I don't think this is an accurate analogy. If you sell products and your inventory is sold out, wouldn't you want to link to a supplier that can give you more inventory and give you a cut without much intervention on your part?

Rodney, the original analogy is very accurate if you sell ad space on your site directly to advertisers.

europeforvisitors




msg:1397644
 6:56 pm on Sep 29, 2005 (gmt 0)

Rodney wrote:

They already could contact you about your otherh ad opportunities if they were interested in them by visiting your advertising page, this just gives them more options to give you money (that you may not have had anyway)

Exactly. As you suggested earlier, this should complement direct ad sales rather nicely. It's a way to generate interest from mom-and-pop advertisers who wouldn't be candidates for traditional display ads, skyscrapers, or sponsorships. (And let's be fair to Google: If a seller of Peruvian Guinea Pig Grooming Kits is reading your page on Peruvian Guinea Pigs and clicks an "Advertise on this site" link, it's likely that the seller wants an ad on your site, not a search-only AdWords campaign.)

oddsod




msg:1397645
 7:01 pm on Sep 29, 2005 (gmt 0)

>> this should complement direct ad sales rather nicely

Except that I get 100% of direct ad sales. No commission, no cut, no middleman.

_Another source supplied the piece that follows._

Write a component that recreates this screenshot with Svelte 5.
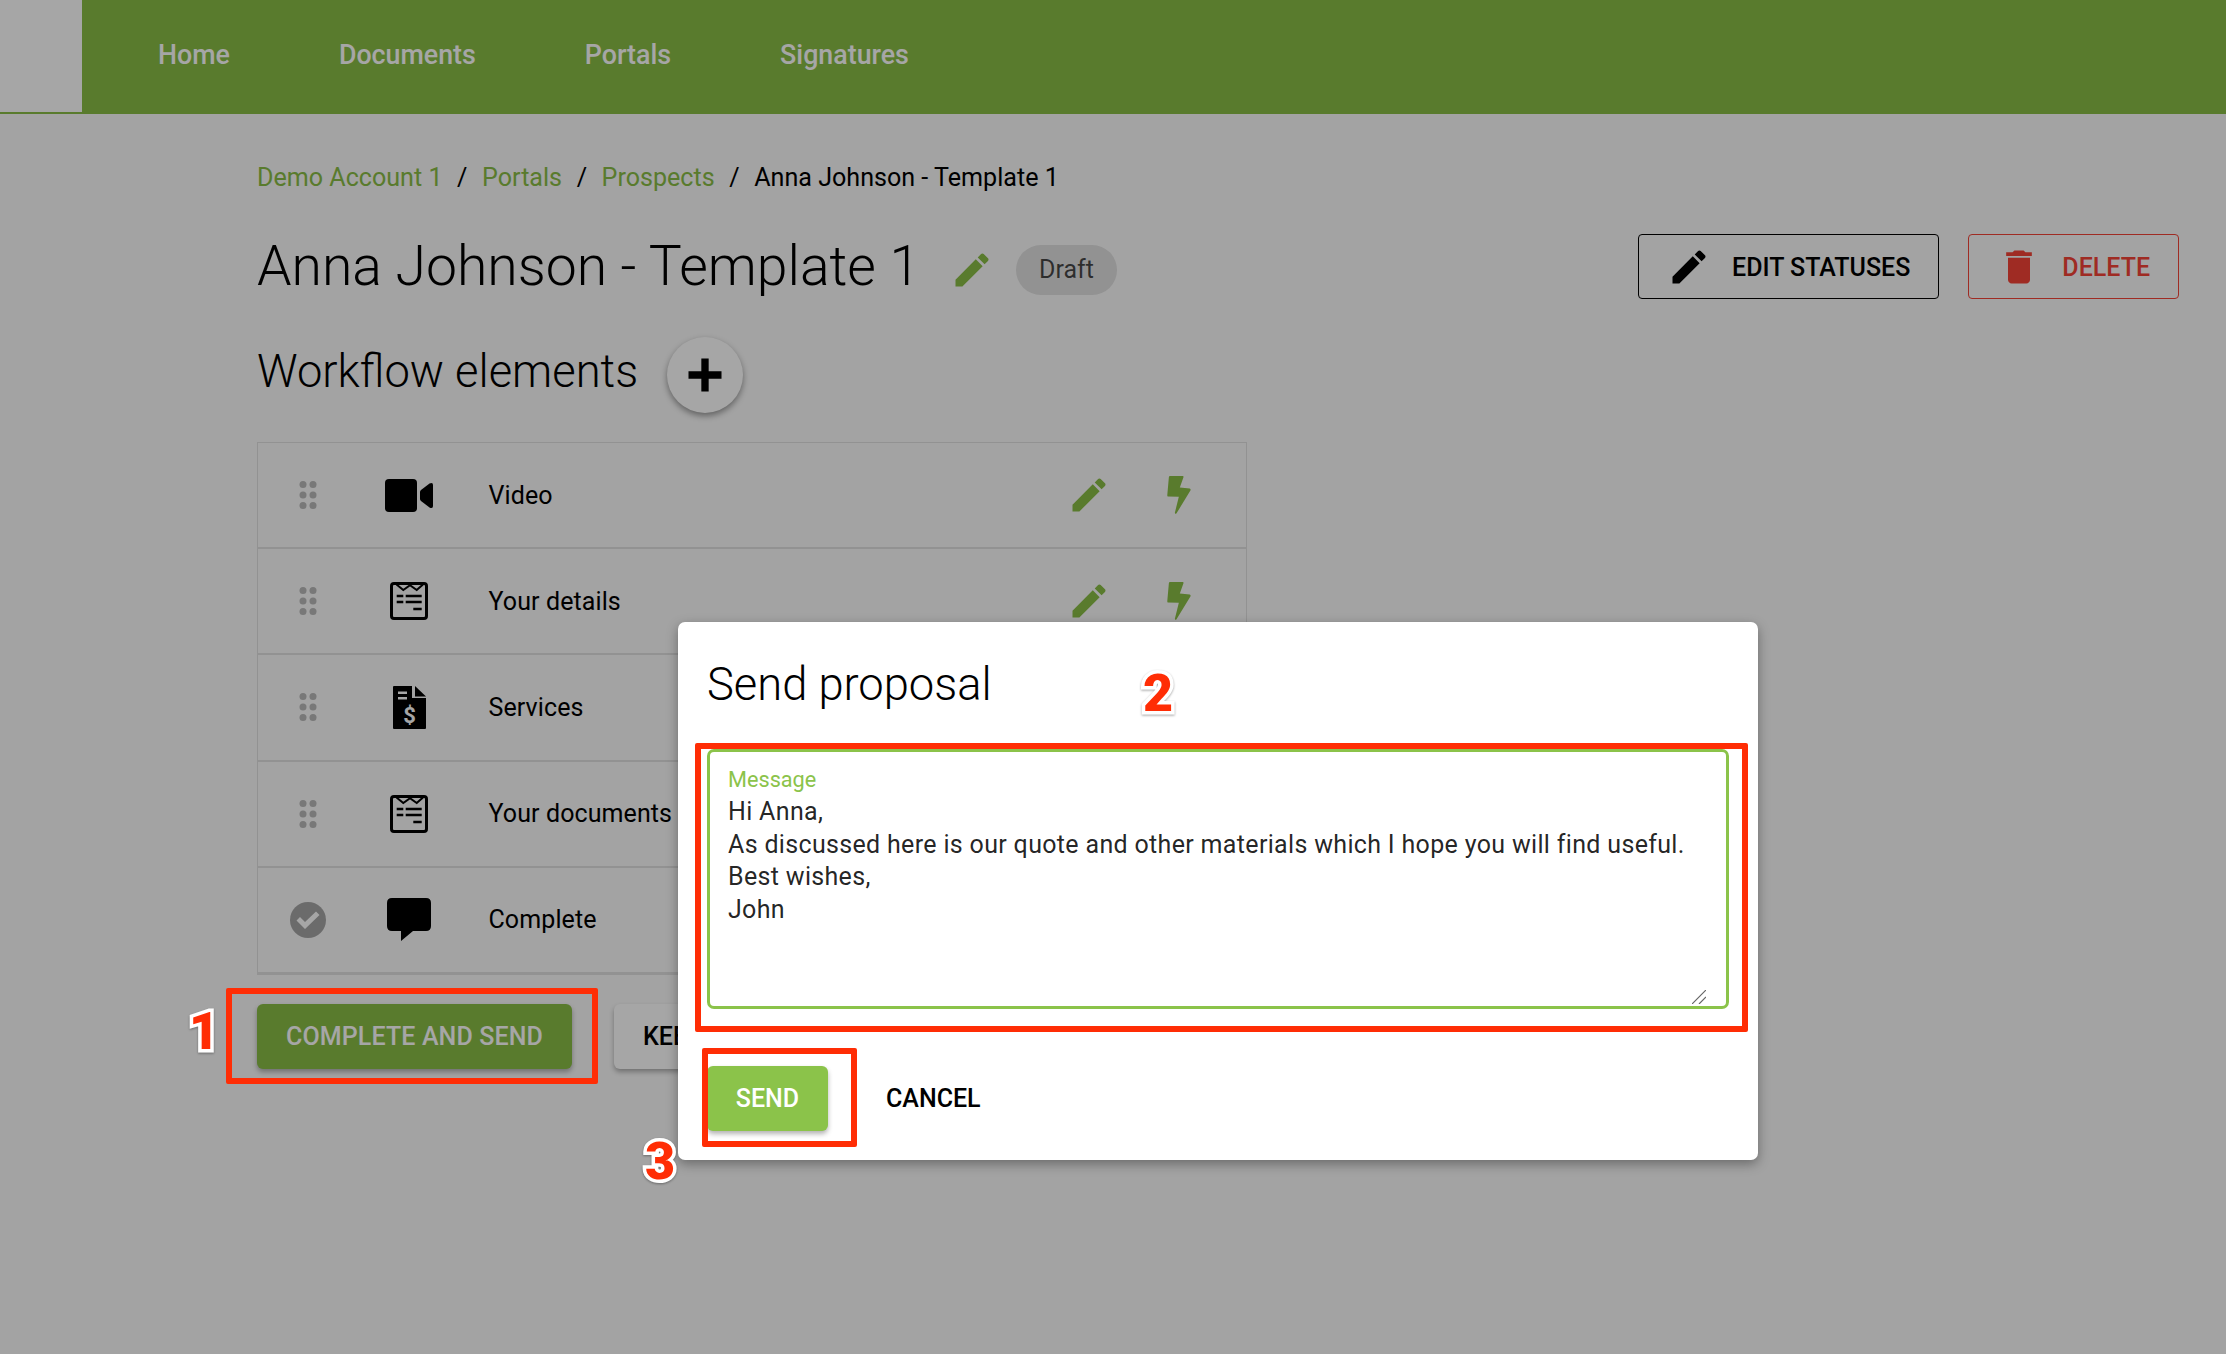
<script>
  const nav = ['Home', 'Documents', 'Portals', 'Signatures'];
  const crumbs = ['Demo Account 1', 'Portals', 'Prospects'];
  const rows = [
    { label: 'Video', icon: 'video' },
    { label: 'Your details', icon: 'form' },
    { label: 'Services', icon: 'invoice' },
    { label: 'Your documents', icon: 'form' },
    { label: 'Complete', icon: 'chat', done: true }
  ];
  const pencil = 'M3 17.25V21h3.75L17.81 9.94l-3.75-3.75L3 17.25zM20.71 7.04c.39-.39.39-1.02 0-1.41l-2.34-2.34c-.39-.39-1.02-.39-1.41 0l-1.83 1.83 3.75 3.75 1.83-1.83z';
  const trash = 'M6 19c0 1.1.9 2 2 2h8c1.1 0 2-.9 2-2V7H6v12zM19 4h-3.5l-1-1h-5l-1 1H5v2h14V4z';
  const message = `Hi Anna,
As discussed here is our quote and other materials which I hope you will find useful.
Best wishes,
John`;
</script>

<div class="page">
  <header class="topbar">
    <div class="logo"></div>
    <nav class="nav">
      {#each nav as item}
        <span class="nav-item">{item}</span>
      {/each}
    </nav>
  </header>

  <main class="main">
    <div class="crumbs">
      {#each crumbs as c}
        <span class="crumb-link">{c}</span>
        <span class="crumb-sep">/</span>
      {/each}
      <span>Anna Johnson - Template 1</span>
    </div>

    <div class="title-row">
      <h1 class="title">Anna Johnson - Template 1</h1>
      <svg class="title-edit" viewBox="0 0 24 24"><path d={pencil} /></svg>
      <span class="chip">Draft</span>
      <div class="actions">
        <button class="outline">
          <svg class="btn-icon" viewBox="0 0 24 24"><path d={pencil} /></svg>
          EDIT STATUSES
        </button>
        <button class="outline danger">
          <svg class="btn-icon" viewBox="0 0 24 24"><path d={trash} /></svg>
          DELETE
        </button>
      </div>
    </div>

    <div class="section-row">
      <h2 class="section">Workflow elements</h2>
      <button class="fab" aria-label="Add">
        <svg viewBox="0 0 24 24"><path d="M10 3h4v7h7v4h-7v7h-4v-7H3v-4h7z" /></svg>
      </button>
    </div>

    <div class="list">
      {#each rows as row}
        <div class="row">
          <div class="cell">
            {#if row.done}
              <svg class="done" viewBox="0 0 36 36">
                <circle cx="18" cy="18" r="18" />
                <path d="M6.5 18.5l3.5-3.5 5 5 11-10.5 3.5 3.5-14.5 14z" />
              </svg>
            {:else}
              <svg class="grip" viewBox="0 0 18 28">
                <circle cx="4" cy="3.5" r="3.5" /><circle cx="14" cy="3.5" r="3.5" />
                <circle cx="4" cy="14" r="3.5" /><circle cx="14" cy="14" r="3.5" />
                <circle cx="4" cy="24.5" r="3.5" /><circle cx="14" cy="24.5" r="3.5" />
              </svg>
            {/if}
          </div>
          <div class="cell">
            {#if row.icon === 'video'}
              <svg class="ic-video" viewBox="0 0 48 33">
                <rect width="32" height="33" rx="4" />
                <path d="M36 11l8.500-6.500Q48 3 48 6v21q0 3-3.500 1.500L36 22q-1-1-1-2v-7q0-1 1-2z" />
              </svg>
            {:else if row.icon === 'form'}
              <svg class="ic-form" viewBox="0 0 38 38">
                <rect x="1.500" y="1.500" width="35" height="35" rx="2.500" class="line" stroke-width="3" />
                <path d="M6.500 2.500L13.300 8 20 3.200 26.700 8 33 2.500" class="line" stroke-width="2" />
                <path d="M6.700 14h6.600M15.700 14h16M6.700 20h6.600M15.700 20h16M23.300 27h8.400" class="line" stroke-width="2.500" />
              </svg>
            {:else if row.icon === 'invoice'}
              <svg class="ic-invoice" viewBox="0 0 33 43">
                <path d="M0 1q0-1 1-1h18v12h14v30q0 1-1 1H1q-1 0-1-1z" />
                <path d="M22 0l11 10.500H22z" />
                <rect x="5" y="5.500" width="9" height="2.500" class="cut" />
                <rect x="5" y="11" width="9" height="2.500" class="cut" />
                <text x="16.500" y="37" class="dollar" text-anchor="middle">$</text>
              </svg>
            {:else}
              <svg class="ic-chat" viewBox="0 0 44 43">
                <path d="M5 0h34q5 0 5 5v23q0 5-5 5H26L14 43V33H5q-5 0-5-5V5q0-5 5-5z" />
              </svg>
            {/if}
          </div>
          <div class="label">{row.label}</div>
          {#if !row.done}
            <div class="cell">
              <svg class="row-edit" viewBox="0 0 24 24"><path d={pencil} /></svg>
            </div>
            <div class="cell">
              <svg class="bolt" viewBox="0 0 71 115">
                <path d="M5 2q1-2 3-2h39q3 0 2 4L38 35l30 3q4 2 2 6L28 113q-4 4-5-2l12-48-33-1q-2 0-2-4z" />
              </svg>
            </div>
          {/if}
        </div>
      {/each}
    </div>

    <div class="footer-btns">
      <button class="raised primary">COMPLETE AND SEND</button>
      <button class="raised">KEEP EDITING</button>
    </div>
  </main>

  <div class="scrim"></div>

  <div class="dialog">
    <h3 class="dialog-title">Send proposal</h3>
    <div class="field">
      <span class="field-label">Message</span>
      <textarea class="field-input" value={message}></textarea>
      <svg class="grip-lines" viewBox="0 0 14 14"><path d="M0 14L14 0M7 14l7-7" /></svg>
    </div>
    <div class="dialog-btns">
      <button class="raised send">SEND</button>
      <button class="text-btn">CANCEL</button>
    </div>
  </div>

  <!-- red callouts drawn over the shot -->
  <div class="callout c1"></div>
  <div class="callout c2"></div>
  <div class="callout c3"></div>
  <span class="num n1">1</span>
  <span class="num n2">2</span>
  <span class="num n3">3</span>
</div>

<style>
  :global(body) {
    margin: 0;
    background: #fafafa;
  }

  .page {
    --brand: #89bd46;
    position: relative;
    min-height: 1354px;
    overflow: hidden;
    font-family: Roboto, "Liberation Sans", sans-serif;
    color: #000;
  }

  button {
    font-family: inherit;
    font-size: 25px;
    font-weight: 500;
    cursor: pointer;
  }

  .topbar {
    display: flex;
    height: 112px;
    background: #fff;
    border-bottom: 2px solid var(--brand);
  }

  .logo {
    width: 82px;
  }

  .nav {
    flex: 1;
    display: flex;
    align-items: center;
    gap: 109px;
    padding: 0 0 2px 76px;
    background: var(--brand);
  }

  .nav-item {
    color: #fff;
    font-size: 26.800px;
    font-weight: 500;
  }

  .main {
    padding: 48px 47px 0 257px;
  }

  .crumbs {
    display: flex;
    align-items: center;
    gap: 14.600px;
    height: 30px;
    font-size: 25.100px;
    margin-bottom: 42px;
  }

  .crumb-link {
    color: var(--brand);
  }

  .title-row {
    display: flex;
    align-items: center;
    height: 65px;
  }

  .title {
    margin: 0;
    font-size: 55.300px;
    font-weight: 300;
  }

  .title-edit {
    width: 44px;
    height: 44px;
    margin: 6px 0 0 30px;
    fill: var(--brand);
  }

  .chip {
    display: flex;
    align-items: center;
    height: 50px;
    margin: 6px 0 0 22px;
    padding: 0 23px;
    border-radius: 25px;
    background: #e0e0e0;
    font-size: 25px;
    color: rgba(0, 0, 0, 0.7);
  }

  .actions {
    display: flex;
    gap: 29px;
    margin-left: auto;
  }

  .outline {
    display: flex;
    align-items: center;
    gap: 21px;
    height: 65px;
    padding: 1px 28px 0;
    background: transparent;
    border: 1px solid #000;
    border-radius: 4px;
    color: #000;
  }

  .outline.danger {
    border-color: #f44336;
    color: #f44336;
  }

  .btn-icon {
    width: 44px;
    height: 44px;
    fill: currentColor;
  }

  .section-row {
    display: flex;
    align-items: center;
    gap: 29px;
    margin-top: 38px;
  }

  .section {
    margin: 0;
    padding-bottom: 7px;
    font-size: 45.300px;
    font-weight: 300;
  }

  .fab {
    display: flex;
    align-items: center;
    justify-content: center;
    width: 76px;
    height: 76px;
    padding: 0;
    border: 0;
    border-radius: 50%;
    background: #fff;
    box-shadow: 0 3px 6px rgba(0, 0, 0, 0.4);
  }

  .fab svg {
    width: 44px;
    height: 44px;
  }

  .list {
    width: 990px;
    margin-top: 29px;
    box-sizing: border-box;
    border: 1px solid #e0e0e0;
  }

  .row {
    display: grid;
    grid-template-columns: 100px 102px 584px 90px 90px;
    align-items: center;
    height: 106.200px;
    box-sizing: border-box;
    border-bottom: 2px solid #e0e0e0;
  }

  .cell {
    display: flex;
    justify-content: center;
    align-items: center;
  }

  .label {
    padding-left: 28.500px;
    font-size: 25px;
    letter-spacing: 0.1px;
  }

  .grip {
    width: 18px;
    height: 28px;
    fill: #b8b8b8;
  }

  .done {
    width: 36px;
    height: 36px;
    fill: #a5a5a5;
  }

  .done path {
    fill: #fff;
  }

  .ic-video {
    width: 48px;
    height: 33px;
  }

  .ic-form {
    width: 38px;
    height: 38px;
  }

  .ic-invoice {
    width: 33px;
    height: 43px;
  }

  .ic-chat {
    width: 44px;
    height: 43px;
  }

  .line {
    fill: none;
    stroke: #000;
  }

  .cut {
    fill: #fff;
  }

  .dollar {
    fill: #fff;
    font-size: 22px;
    font-weight: 700;
  }

  .row-edit {
    width: 44px;
    height: 44px;
    fill: var(--brand);
  }

  .bolt {
    width: 24px;
    height: 38px;
    fill: var(--brand);
  }

  .footer-btns {
    display: flex;
    gap: 42px;
    margin-top: 29px;
  }

  .raised {
    height: 65px;
    padding: 0 29px;
    border: 0;
    border-radius: 6px;
    background: #fff;
    color: #000;
    box-shadow: 0 3px 5px rgba(0, 0, 0, 0.3);
  }

  .raised.primary {
    background: var(--brand);
    color: #fff;
    letter-spacing: 0.12px;
  }

  .scrim {
    position: absolute;
    inset: 0;
    background: rgba(0, 0, 0, 0.35);
  }

  .dialog {
    position: absolute;
    left: 678px;
    top: 622px;
    width: 1080px;
    height: 538px;
    box-sizing: border-box;
    padding: 0 29px;
    background: #fff;
    border-radius: 7px;
    box-shadow: 0 4px 12px rgba(0, 0, 0, 0.35);
  }

  .dialog-title {
    margin: 0;
    height: 127px;
    padding-top: 33px;
    box-sizing: border-box;
    font-size: 45.300px;
    line-height: 60px;
    font-weight: 300;
  }

  .field {
    position: relative;
    box-sizing: border-box;
    height: 260px;
    padding: 44px 20px 2px 18px;
    border: 3px solid #8bc34a;
    border-radius: 7px;
  }

  .field-label {
    position: absolute;
    left: 18px;
    top: 15px;
    font-size: 21.700px;
    line-height: 26px;
    color: #8bc34a;
  }

  .field-input {
    display: block;
    width: 100%;
    height: 208px;
    box-sizing: border-box;
    padding: 0;
    border: 0;
    outline: 0;
    resize: none;
    font-family: inherit;
    font-size: 25px;
    line-height: 32.500px;
    letter-spacing: 0.33px;
    color: rgba(0, 0, 0, 0.87);
  }

  .grip-lines {
    position: absolute;
    right: 20px;
    bottom: 2px;
    width: 14px;
    height: 14px;
    fill: none;
    stroke: #666;
    stroke-width: 1.200;
  }

  .dialog-btns {
    display: flex;
    align-items: center;
    gap: 19px;
    margin-top: 57px;
  }

  .raised.send {
    background: #8bc34a;
    color: #fff;
    width: 121px;
    padding: 0;
  }

  .text-btn {
    height: 65px;
    padding: 0 39px;
    border: 0;
    background: transparent;
    color: #000;
  }

  .callout {
    position: absolute;
    box-sizing: border-box;
    border: 6px solid #ff2d05;
    border-radius: 2px;
  }

  .c1 {
    left: 226px;
    top: 988px;
    width: 372px;
    height: 96px;
  }

  .c2 {
    left: 695px;
    top: 743px;
    width: 1053px;
    height: 289px;
  }

  .c3 {
    left: 702px;
    top: 1048px;
    width: 155px;
    height: 99px;
  }

  .num {
    position: absolute;
    width: 40px;
    text-align: center;
    font-family: Roboto, "Liberation Sans", sans-serif;
    font-size: 52px;
    line-height: 50px;
    font-weight: 900;
    color: #ff2d05;
    -webkit-text-stroke: 7px #fff;
    paint-order: stroke fill;
    filter: drop-shadow(0 1px 1px rgba(0, 0, 0, 0.35));
  }

  .n1 {
    left: 184px;
    top: 1007px;
  }

  .n2 {
    left: 1138px;
    top: 669px;
  }

  .n3 {
    left: 640px;
    top: 1137px;
  }
</style>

[edited by: oddsod at 7:02 pm (utc) on Sep. 29, 2005]

lorenzinho2




msg:1397646
 7:01 pm on Sep 29, 2005 (gmt 0)

Very interesting development.

Seems like Google is going directly after AdBrite.

While Oddsod has a point about this potentially cannibalizing direct advertising $$, I do know that Google's ad product is far superior to my site's. And if Google is able to close more advertisers for my site than I can, and take away the administrative hassle, and generate more net $$ for me, I'm all for it.

Though the increased dependence on "the Adsense Beast" is scary.

It seems to me that Google has a vested interest in making sure that my site is paid well for the new Adwords clients that we refer, because if we're not paid well, and net ad $$ go down for us, we'd become suddenly more open to trying YPN.